Outro risco assinalado para o Brasil seria a importação pelo Irã de material civil brasileiro que possa ser convertido para uso militar. "Os iranianos fazem isso muito bem", afirmou essa autoridade.

Por fim, há o argumento de que, se nada for feito, não há dúvidas de que Israel atacará o Irã. E isso deixaria o Oriente Médio ainda mais instável, além de trazer grave risco para a economia mundial, como o de uma disparada dos preços do petróleo.
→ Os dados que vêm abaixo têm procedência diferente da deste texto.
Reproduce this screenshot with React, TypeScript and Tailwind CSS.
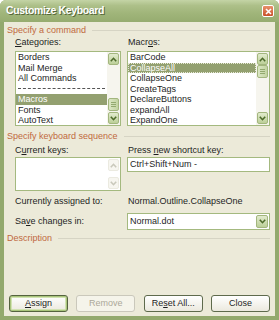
import React from "react";

function Chevron({ dir, color = "#4d6a2a" }: { dir: "up" | "down"; color?: string }) {
  return (
    <svg width="7" height="5" viewBox="0 0 7 5">
      <path
        d={dir === "up" ? "M0.8 4.2 L3.5 1.3 L6.2 4.2" : "M0.8 0.8 L3.5 3.7 L6.2 0.8"}
        fill="none"
        stroke={color}
        strokeWidth="1.6"
      />
    </svg>
  );
}

function ArrowBtn({ dir, disabled }: { dir: "up" | "down"; disabled?: boolean }) {
  if (disabled) {
    return (
      <div className="flex h-[12px] items-center justify-center rounded-[2px] border border-[#ebeae0] bg-[#f7f6f0]">
        <Chevron dir={dir} color="#c9c8bb" />
      </div>
    );
  }
  return (
    <div className="flex h-[12px] items-center justify-center rounded-[2px] border border-[#a3b67e] bg-gradient-to-b from-[#e2ebcd] to-[#bccf98]">
      <Chevron dir={dir} />
    </div>
  );
}

function Thumb() {
  return (
    <div className="flex h-[13px] flex-col items-center justify-center gap-[1px] rounded-[2px] border border-[#a3b67e] bg-gradient-to-r from-[#dbe6c4] to-[#c3d4a2]">
      <div className="h-px w-[5px] bg-[#93a96f]" />
      <div className="h-px w-[5px] bg-[#93a96f]" />
      <div className="h-px w-[5px] bg-[#93a96f]" />
    </div>
  );
}

function ScrollBar({ thumb }: { thumb: "top" | "bottom" | "none" }) {
  const disabled = thumb === "none";
  return (
    <div className="flex w-[13px] flex-col bg-[#f6f5ee] p-px">
      <ArrowBtn dir="up" disabled={disabled} />
      <div className="flex flex-1 flex-col">
        {thumb === "top" && <Thumb />}
        {thumb === "bottom" && (
          <>
            <div className="flex-1" />
            <Thumb />
            <div className="h-[1px]" />
          </>
        )}
      </div>
      <ArrowBtn dir="down" disabled={disabled} />
    </div>
  );
}

type Item = { text?: string; sel?: boolean; focus?: boolean; sep?: boolean };

function ListBox({ items, width, thumb }: { items: Item[]; width: string; thumb: "top" | "bottom" }) {
  return (
    <div className={`flex h-[75px] ${width} border border-[#a4b97f] bg-white`}>
      <div className="flex flex-1 flex-col overflow-hidden">
        {items.map((it, i) =>
          it.sep ? (
            <div key={i} className="flex h-[10.5px] shrink-0 items-center px-[2px]">
              <div className="w-full border-t border-dashed border-[#555]" />
            </div>
          ) : (
            <div
              key={i}
              className={`h-[10.5px] shrink-0 whitespace-nowrap pl-[2px] leading-[10.5px] ${
                it.sel ? "bg-[#93a070] text-white" : "text-[#1e1e1e]"
              } ${it.focus ? "outline outline-1 -outline-offset-1 outline-dotted outline-[#e8ead8]" : ""}`}
            >
              {it.text}
            </div>
          )
        )}
      </div>
      <ScrollBar thumb={thumb} />
    </div>
  );
}

function GroupHeader({ text, className = "" }: { text: string; className?: string }) {
  return (
    <div className={`flex h-[11px] items-center pl-[3px] pr-[5px] ${className}`}>
      <span className="whitespace-nowrap text-[#c0693e]">{text}</span>
      <div className="ml-[6px] h-px flex-1 bg-[#d6d4c4]" />
    </div>
  );
}

function Btn({ children, kind = "normal" }: { children: React.ReactNode; kind?: "normal" | "default" | "disabled" }) {
  const base = "flex h-[17px] w-[59px] items-center justify-center rounded-[3px] border";
  if (kind === "disabled")
    return <div className={`${base} border-[#cac8bb] bg-[#f5f4ea] text-[#aca899]`}>{children}</div>;
  if (kind === "default")
    return (
      <div
        className={`${base} border-[#55633f] bg-gradient-to-b from-white to-[#ebe9de] text-[#1e1e1e] shadow-[inset_0_0_0_1px_#a9c57c,inset_0_0_0_2px_#d2e3b3]`}
      >
        {children}
      </div>
    );
  return <div className={`${base} border-[#5e6a4c] bg-gradient-to-b from-white to-[#ebe9de] text-[#1e1e1e]`}>{children}</div>;
}

const U = ({ c }: { c: string }) => <span className="underline underline-offset-[1px]">{c}</span>;

export default function App() {
  return (
    <div className="h-[320px] w-[279px] bg-white [font-family:'Liberation_Sans',Arial,sans-serif]">
      <div className="flex h-full flex-col overflow-hidden rounded-t-[6px] bg-[#93a96d]">
        {/* Title bar */}
        <div className="flex h-[22px] shrink-0 items-center bg-[linear-gradient(to_bottom,#c4d4a6_0%,#adc089_25%,#a0b57a_60%,#96ac70_100%)] pl-[6px] pr-[5px]">
          <span className="text-[10.5px] font-bold tracking-[-0.35px] text-white [text-shadow:1px_1px_0_#56683a]">
            Customize Keyboard
          </span>
          <div className="ml-auto flex h-[12px] w-[12px] items-center justify-center rounded-[2px] border border-white bg-gradient-to-b from-[#e8906a] to-[#c9512a]">
            <svg width="7" height="7" viewBox="0 0 7 7">
              <path d="M1 1 L6 6 M6 1 L1 6" stroke="white" strokeWidth="1.6" />
            </svg>
          </div>
        </div>

        {/* Body */}
        <div className="mx-[4px] mb-[4px] flex flex-1 flex-col bg-[#ecead9] text-[9px] leading-[11px] text-[#1e1e1e]">
          <GroupHeader text="Specify a command" className="mt-[3px]" />

          <div className="mt-[1px] flex h-[11px] gap-[6px] pl-[11px] pr-[5px]">
            <div className="w-[106px]">
              <U c="C" />ategories:
            </div>
            <div className="flex-1 pl-px">
              Macr<U c="o" />s:
            </div>
          </div>

          <div className="mt-[3px] flex gap-[6px] pl-[11px] pr-[5px]">
            <ListBox
              width="w-[106px]"
              thumb="bottom"
              items={[
                { text: "Borders" },
                { text: "Mail Merge" },
                { text: "All Commands" },
                { sep: true },
                { text: "Macros", sel: true },
                { text: "Fonts" },
                { text: "AutoText" },
              ]}
            />
            <ListBox
              width="flex-1"
              thumb="top"
              items={[
                { text: "BarCode" },
                { text: "CollapseAll", sel: true, focus: true },
                { text: "CollapseOne" },
                { text: "CreateTags" },
                { text: "DeclareButtons" },
                { text: "expandAll" },
                { text: "ExpandOne" },
              ]}
            />
          </div>

          <GroupHeader text="Specify keyboard sequence" className="mt-[5px]" />

          <div className="mt-[3px] flex h-[11px] gap-[6px] pl-[11px] pr-[5px]">
            <div className="w-[106px]">
              C<U c="u" />rrent keys:
            </div>
            <div className="flex-1 pl-px">
              Press <U c="n" />ew shortcut key:
            </div>
          </div>

          <div className="mt-[1px] flex items-start gap-[6px] pl-[11px] pr-[5px]">
            <div className="flex h-[34px] w-[106px] border border-[#a4b97f] bg-white">
              <div className="flex-1" />
              <div className="flex w-[13px] flex-col bg-white p-px">
                <ArrowBtn dir="up" disabled />
                <div className="flex-1" />
                <ArrowBtn dir="down" disabled />
              </div>
            </div>
            <div className="flex h-[15px] flex-1 items-center border border-[#a4b97f] bg-white pl-[2px]">
              Ctrl+Shift+Num -
            </div>
          </div>

          <div className="mt-[5px] flex h-[11px] gap-[6px] pl-[11px] pr-[5px]">
            <div className="w-[106px]">Currently assigned to:</div>
            <div className="flex-1 pl-px">Normal.Outline.CollapseOne</div>
          </div>

          <div className="mt-[6px] flex items-center gap-[6px] pl-[11px] pr-[5px]">
            <div className="w-[106px]">
              Sa<U c="v" />e changes in:
            </div>
            <div className="flex h-[17px] flex-1 items-center border border-[#a4b97f] bg-white pl-[2px] pr-px">
              <span className="flex-1">Normal.dot</span>
              <div className="flex h-[13px] w-[12px] items-center justify-center rounded-[2px] border border-[#a3b67e] bg-gradient-to-b from-[#e2ebcd] to-[#bccf98]">
                <Chevron dir="down" />
              </div>
            </div>
          </div>

          <GroupHeader text="Description" className="mt-[3px]" />

          <div className="flex-1" />

          <div className="mb-[4px] flex justify-between px-[5px]">
            <Btn kind="default">
              <U c="A" />ssign
            </Btn>
            <Btn kind="disabled">Remove</Btn>
            <Btn>
              Re<U c="s" />et All...
            </Btn>
            <Btn>Close</Btn>
          </div>
        </div>
      </div>
    </div>
  );
}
O cenário ideal para o Brasil seria poder empurrar a votação no CS até depois da visita de Lula ao Irã. Mas não está claro se isso será possível. Americanos e europeus acreditam que a melhor oportunidade de votação seria em maio, que o CS será presidido pelo Japão. Cabe ao país que ocupa a presidência estabelecer a agenda de votação. Em maio, o CS será presidido pelo Líbano, país parcialmente controlado pelo grupo xiita Hizbollah, que tem conexões com o Irã. "Entendemos que seria politicamente difícil para o Líbano", disse um fonte europeia.

Segundo essa autoridade, os americanos não querem esperar até junho, quando o México assume o CS, ainda que isso esteja ainda em negociação. Depois disso, a "janela de votação" pode se fechar até o último trimestre do ano, pois assumem três países que poderiam não colocar a questão em votação: Nigéria, Rússia e Turquia.

Questionado qual seria a resposta se o Brasil pedisse que o CS aguardasse a visita de Lula ao Irã, como uma última tentativa de negociação, um diplomata europeu mostrou ceticismo. Seu argumento é que uma série de países estão jogando desde 2003 o jogo de tentar impedir que o Irã desenvolva armas nucleares, e que não dá para o Brasil, que acabou de entrar nesse jogo, chegar e dar as cartas.

"O Brasil precisa escolher de que lado quer estar. Se do lado das democracias ocidentais, ou do lado da China e da Rússia", afirmou uma autoridade que esteve em São Paulo. Para ele, essa decisão terá impacto de longo prazo no modo como o país é visto no exterior.

A questão do Irã não está na pauta da cúpula do Bric, que será realizada em meados de abril, em Brasília, mas o tema deve dominar as reuniões bilaterais que Lula terá com os líderes de Rússia e China.